So, the following program always outputs blerp, no matter what the input is.

| main = return blerp.
+ fadda wadda badda kadda nadda sadda hey
= blerp

Note that in the following, blerp refers to the production named "blerp" in one place, and in the other place, it refers to the term blerp. Tamsin sees the difference because of the context; return must be followed by a term, while a parsing rule cannot be part of a term.

| main = blerp.
| blerp = return blerp.
+ foo
+ foo
+ foo 0 0 0 0 0
= blerp

A rule may also consist of the keyword print followed by a term, which, when evaluated, sends the term to the output, and evaluates to the term. (Mostly this is useful for debugging. In the following, world is repeated because it is both printed, and the result of the evaluation.)

| main = print hello & print world.
+ ahoshoshohspohdphs
= hello
= world
= world

A rule may also consist of two subrules joined by the & operator. The & operator processes the left-hand side rule. If the LHS fails, then the & expression fails; otherwise, it continues and processes the right-hand side rule. If the RHS fails, the & expression fails; otherwise it evaluates to what the RHS evaluated to.

| main = "a" & "p".
+ ap
= p

| main = "a" & "p".
+ ak
? expected 'p' found 'k'

| main = "a" & "p".
+ ep
? expected 'a' found 'e'

If you are too used to C or Javascript or the shell, you may use && instead of &.

| main = "a" && "p".
+ ap
= p

A rule may also consist of two subrules joined by the | operator. The & operator processes the left-hand side rule. If the LHS succeeds, then the | expression evaluates to what the LHS evaluted to, and the RHS is ignored. But if the LHS fails, it processes the RHS; if the RHS fails, the | expression fails, but otherwise it evaluates to what the RHS evaluated to.
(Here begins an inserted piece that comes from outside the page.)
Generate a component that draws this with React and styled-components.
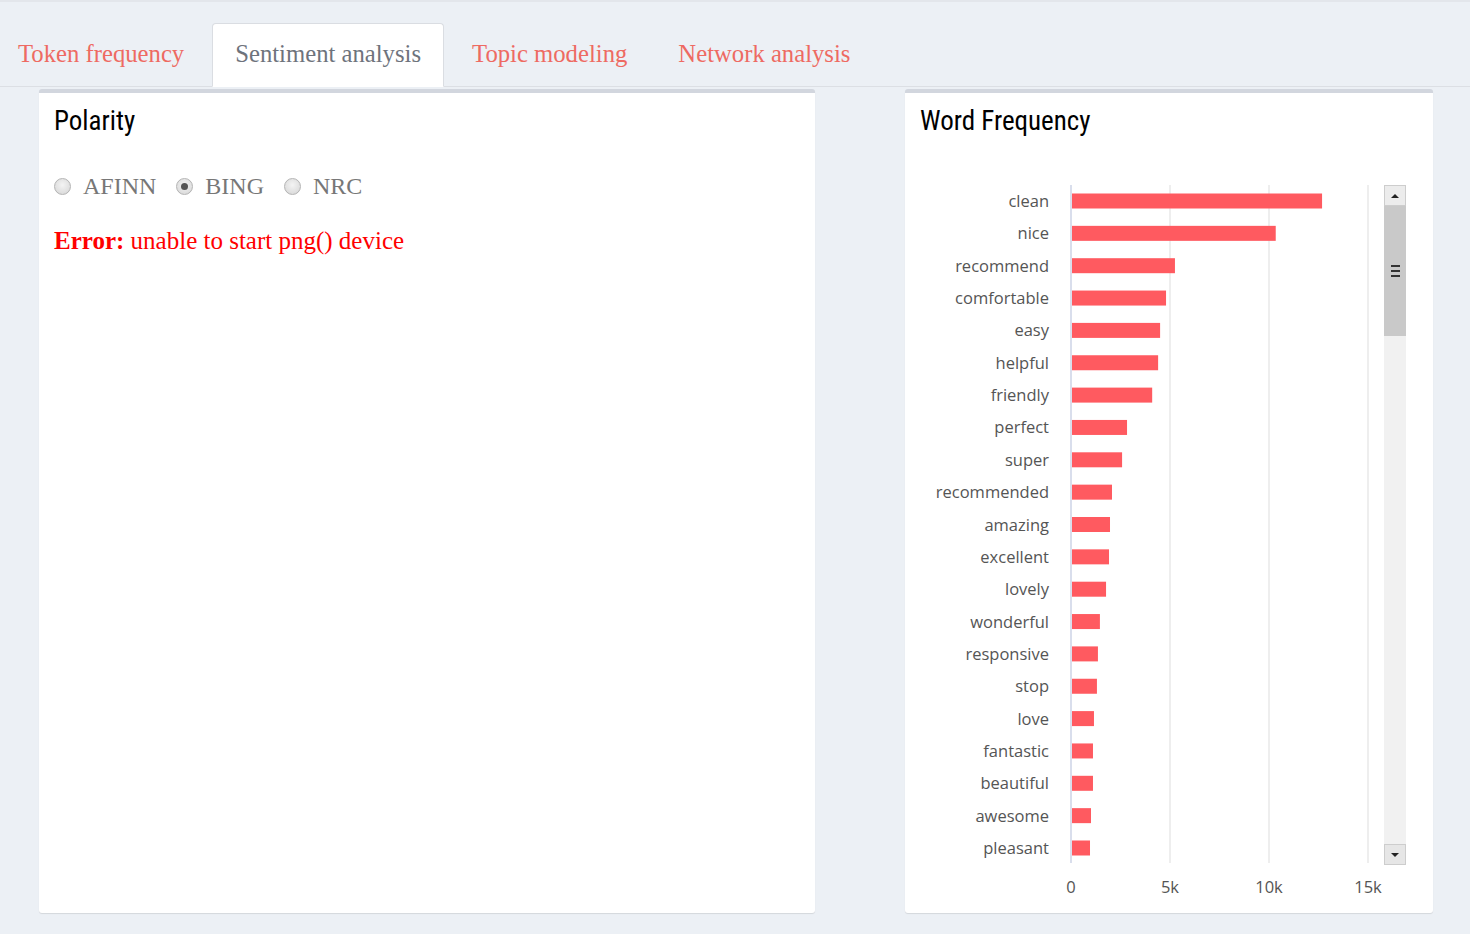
import React from 'react';
import styled, { createGlobalStyle } from 'styled-components';

const GlobalStyle = createGlobalStyle`
  html, body {
    margin: 0;
    padding: 0;
    background: #ecf0f5;
  }
  body {
    font-family: "Liberation Serif", serif;
  }
`;

const Page = styled.div`
  min-height: 934px;
  border-top: 2px solid #e3e6eb;
  box-sizing: border-box;
  background: #ecf0f5;
  overflow: hidden;
`;

const TabBar = styled.ul`
  display: flex;
  list-style: none;
  margin: 0;
  padding: 21px 0 0;
  margin-left: -5px;
  border-bottom: 1px solid #dcdfe4;
  height: 63px;
`;

const Tab = styled.li`
  margin-right: 5px;
  margin-bottom: -1px;
  padding: 17px 22px 20px;
  font-family: "Liberation Serif", serif;
  font-size: 24.7px;
  line-height: 25px;
  color: ${(p) => (p.active ? '#6e737c' : '#ee6a62')};
  background: ${(p) => (p.active ? '#fff' : 'transparent')};
  border: 1px solid ${(p) => (p.active ? '#dadde2' : 'transparent')};
  border-bottom-color: transparent;
  border-radius: 4px 4px 0 0;
  white-space: nowrap;
`;

const Columns = styled.div`
  display: grid;
  grid-template-columns: 776px 528px;
  column-gap: 90px;
  padding: 0 37px 0 39px;
  margin-top: 2px;
`;

const Box = styled.section`
  background: #fff;
  border-top: 4px solid #d2d6de;
  border-radius: 3px;
  box-shadow: 0 1px 1px rgba(0, 0, 0, 0.1);
  height: 824px;
  box-sizing: border-box;
`;

const BoxHeader = styled.div`
  padding: 12px 15px 0;
`;

const BoxTitle = styled.h3`
  margin: 0;
  font-family: "Liberation Sans Narrow", "Roboto Condensed", "Liberation Sans", sans-serif;
  font-weight: normal;
  font-size: 27px;
  line-height: 33px;
  color: #000;
`;

const BoxBody = styled.div`
  padding: 0 15px;
`;

const RadioRow = styled.div`
  display: flex;
  align-items: center;
  margin-top: 33px;
  height: 30px;
`;

const RadioLabel = styled.label`
  display: flex;
  align-items: center;
  margin-right: 20px;
  font-family: "Liberation Serif", serif;
  font-size: 24px;
  line-height: 30px;
  color: #777;
`;

const RadioDot = styled.span`
  width: 17px;
  height: 17px;
  box-sizing: border-box;
  border-radius: 50%;
  border: 1px solid #b4b4b4;
  background: radial-gradient(circle at 50% 40%, #f4f4f4, #d4d4d4);
  margin-right: 12px;
  display: flex;
  align-items: center;
  justify-content: center;
  &::after {
    content: '';
    width: 7px;
    height: 7px;
    border-radius: 50%;
    background: ${(p) => (p.checked ? '#555' : 'transparent')};
  }
`;

const ErrorLine = styled.div`
  margin-top: 25px;
  font-family: "Liberation Serif", serif;
  font-size: 25px;
  line-height: 30px;
  color: #f00;
  b {
    font-weight: bold;
  }
`;

const ChartRow = styled.div`
  display: flex;
  margin-top: 33px;
`;

const ChartSvg = styled.svg`
  display: block;
  overflow: visible;
  flex: none;
`;

const ScrollBar = styled.div`
  margin-top: 14px;
  margin-left: 4px;
  width: 22px;
  height: 680px;
  background: #f1f1f1;
  display: flex;
  flex-direction: column;
`;

const ScrollBtn = styled.div`
  height: 21px;
  box-sizing: border-box;
  background: ${(p) => (p.down ? '#e6e6e6' : '#ececec')};
  border: 1px solid #cdcdcd;
  display: flex;
  align-items: center;
  justify-content: center;
  margin-top: ${(p) => (p.down ? 'auto' : '0')};
  &::after {
    content: '';
    border-left: 4px solid transparent;
    border-right: 4px solid transparent;
    ${(p) => (p.down ? 'border-top: 4px solid #222;' : 'border-bottom: 4px solid #222;')}
  }
`;

const Thumb = styled.div`
  height: 130px;
  background: #c9c9c9;
  display: flex;
  flex-direction: column;
  align-items: center;
  justify-content: center;
  gap: 3px;
  span {
    width: 9px;
    height: 2px;
    background: #333;
  }
`;

const words = [
  ['clean', 12680], ['nice', 10340], ['recommend', 5250], ['comfortable', 4800],
  ['easy', 4500], ['helpful', 4400], ['friendly', 4100], ['perfect', 2830],
  ['super', 2580], ['recommended', 2070], ['amazing', 1970], ['excellent', 1920],
  ['lovely', 1770], ['wonderful', 1460], ['responsive', 1360], ['stop', 1310],
  ['love', 1160], ['fantastic', 1110], ['beautiful', 1110], ['awesome', 1010],
  ['pleasant', 960],
];

const X0 = 166;
const PER_K = 19.8;
const ROW0 = 30;
const STEP = 32.35;

function BarChart() {
  return (
    <ChartSvg width="475" height="730">
      {[5, 10, 15].map((k) => (
        <line key={k} x1={X0 + k * PER_K} x2={X0 + k * PER_K} y1="14" y2="692" stroke="#e8e8e8" strokeWidth="1.5" />
      ))}
      <line x1={X0} x2={X0} y1="14" y2="692" stroke="#cdd3e6" strokeWidth="1.5" />
      {words.map(([w, n], i) => {
        const cy = ROW0 + i * STEP;
        return (
          <g key={w}>
            <rect x={X0 + 1} y={cy - 7.5} width={(n / 1000) * PER_K - 1} height="15" fill="#ff5a60" />
            <text x="144" y={cy + 6} textAnchor="end" fontFamily="Open Sans, sans-serif" fontSize="16.5" fill="#555">{w}</text>
          </g>
        );
      })}
      {['0', '5k', '10k', '15k'].map((t, i) => (
        <text key={t} x={X0 + i * 5 * PER_K} y="722" textAnchor="middle" fontFamily="Open Sans, sans-serif" fontSize="16.5" fill="#555">{t}</text>
      ))}
    </ChartSvg>
  );
}

export default function App() {
  const tabs = ['Token frequency', 'Sentiment analysis', 'Topic modeling', 'Network analysis'];
  return (
    <Page>
      <GlobalStyle />
      <TabBar>
        {tabs.map((t) => (
          <Tab key={t} active={t === 'Sentiment analysis'}>{t}</Tab>
        ))}
      </TabBar>
      <Columns>
        <Box>
          <BoxHeader>
            <BoxTitle>Polarity</BoxTitle>
          </BoxHeader>
          <BoxBody>
            <RadioRow>
              <RadioLabel><RadioDot />AFINN</RadioLabel>
              <RadioLabel><RadioDot checked />BING</RadioLabel>
              <RadioLabel><RadioDot />NRC</RadioLabel>
            </RadioRow>
            <ErrorLine><b>Error:</b> unable to start png() device</ErrorLine>
          </BoxBody>
        </Box>
        <Box>
          <BoxHeader>
            <BoxTitle>Word Frequency</BoxTitle>
          </BoxHeader>
          <ChartRow>
            <BarChart />
            <ScrollBar>
              <ScrollBtn />
              <Thumb><span /><span /><span /></Thumb>
              <ScrollBtn down />
            </ScrollBar>
          </ChartRow>
        </Box>
      </Columns>
    </Page>
  );
}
For example, this program accepts 0 or 1 but nothing else.

| main = "0" | "1".
+ 0
= 0

| main = "0" | "1".
+ 1
= 1

| main = "0" | "1".
+ 2
? expected '1' found '2'

If you are too used to C or Javascript or the shell, you may use || instead of |.

| main = "0" || "1".
+ 1
= 1

Using return described above, this program accepts 0 or 1 and evaluates to the opposite. (Note here also that & has a higher precedence than |.)

| main = "0" & return 1 | "1" & return 0.
+ 0
= 1

| main = "0" & return 1 | "1" & return 0.
+ 1
= 0

| main = "0" & return 1 | "1" & return 0.
+ 2
? expected '1' found '2'

Evaluation order can be altered by using parentheses, as per usual.

| main = "0" & ("0" | "1") & "1" & return ok.
+ 011
= ok

Note that if the LHS of | fails, the RHS is tried at the position of the stream that the LHS started on. This property is called "backtracking".

| ohone = "0" & "1".
| ohtwo = "0" & "2".
| main = ohone | ohtwo.
+ 02
= 2

Note that print and return never fail. Thus, code like the following is "useless":

| main = foo & print hi | return useless.
| foo = return bar | print useless.
= hi
= hi

Note that return does not exit the production immediately — although this behaviour may be re-considered...

| main = return hello & print not_useless.
= not_useless
= not_useless

Alternatives can select code to be executed, based on the input.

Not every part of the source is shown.